DC transmission lines themselves are cheaper than AC lines, requiring fewer conductors (two instead of three for three-phase AC) and simpler tower designs. However, the converter stations required to convert AC to DC and back represent substantial investments, with costs that have historically been a barrier to HVDC adoption. 

Additionally, the payback period for HVDC installations tends to be prolonged, often extending over decades, which makes them less attractive for investors seeking short-to-medium-term returns. 

The high cost is compounded by project complexity, as HVDC systems often require extensive feasibility studies, permitting, and environmental assessments. In many cases, cost overruns and schedule delays further undermine financial feasibility

Supply Chain Challenges

The most pressing challenge is the limited production capacity of HVDC converters. These mega projects require High Voltage Direct Current (HVDC) cables running in thousands of kilometers. Yet, only a handful of global manufacturers possess the technical expertise and production capabilities required for HVDC equipment, including Hitachi Energy, Siemens Energy, and GE Vernova. This limited supplier landscape drives up prices due to low economies of scale and exposes developers to supply chain disruptions and price volatility.

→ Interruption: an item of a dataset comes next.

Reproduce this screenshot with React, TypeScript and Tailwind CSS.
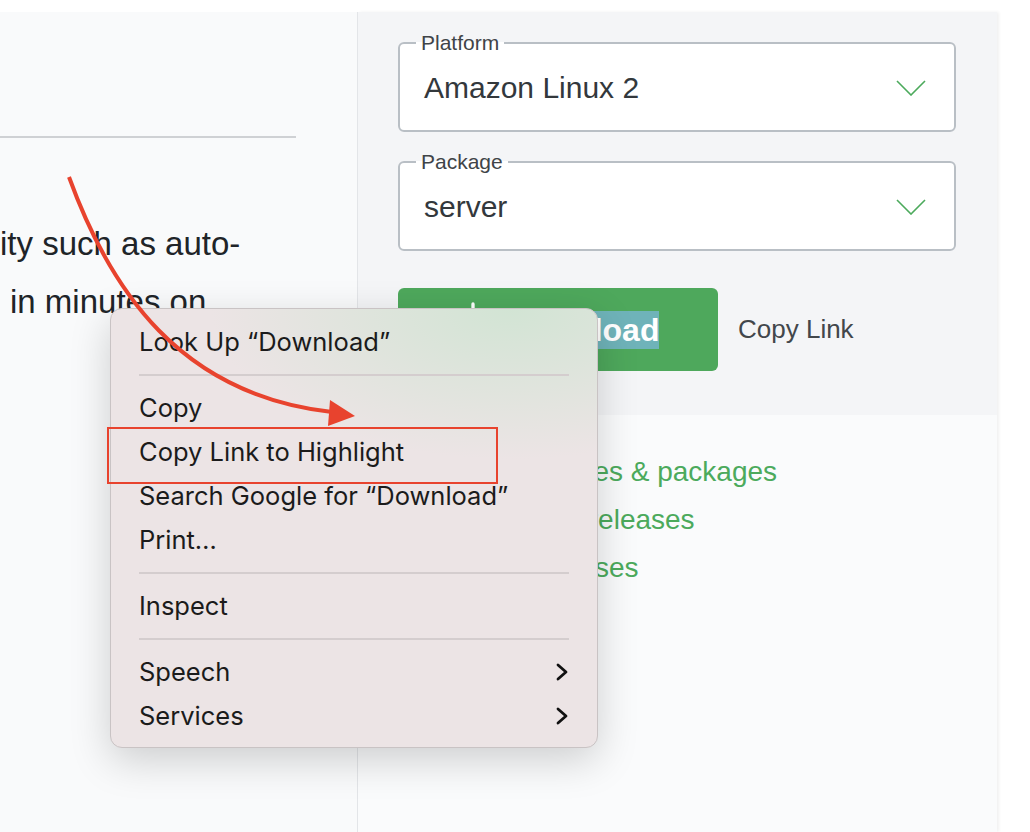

The limited number of HVDC equipment suppliers, production capacity bottlenecks for converters and cables, and the lack of standardisation threaten to slow the deployment pace of the HVDC network. Coordinated policy responses - including production-linked incentives, international cooperation on standards, and strategic investments in manufacturing capacity - are essential to scaling HVDC infrastructure at the speed required to meet climate goals. 

For nations like India pursuing ambitious renewable energy targets, HVDC is not optional, but an essential infrastructure. The ability to transmit tens of gigawatts of solar and wind power from resource-rich states to demand centres hundreds of kilometres away will further boost renewable energy integration and equitable distribution of clean energy.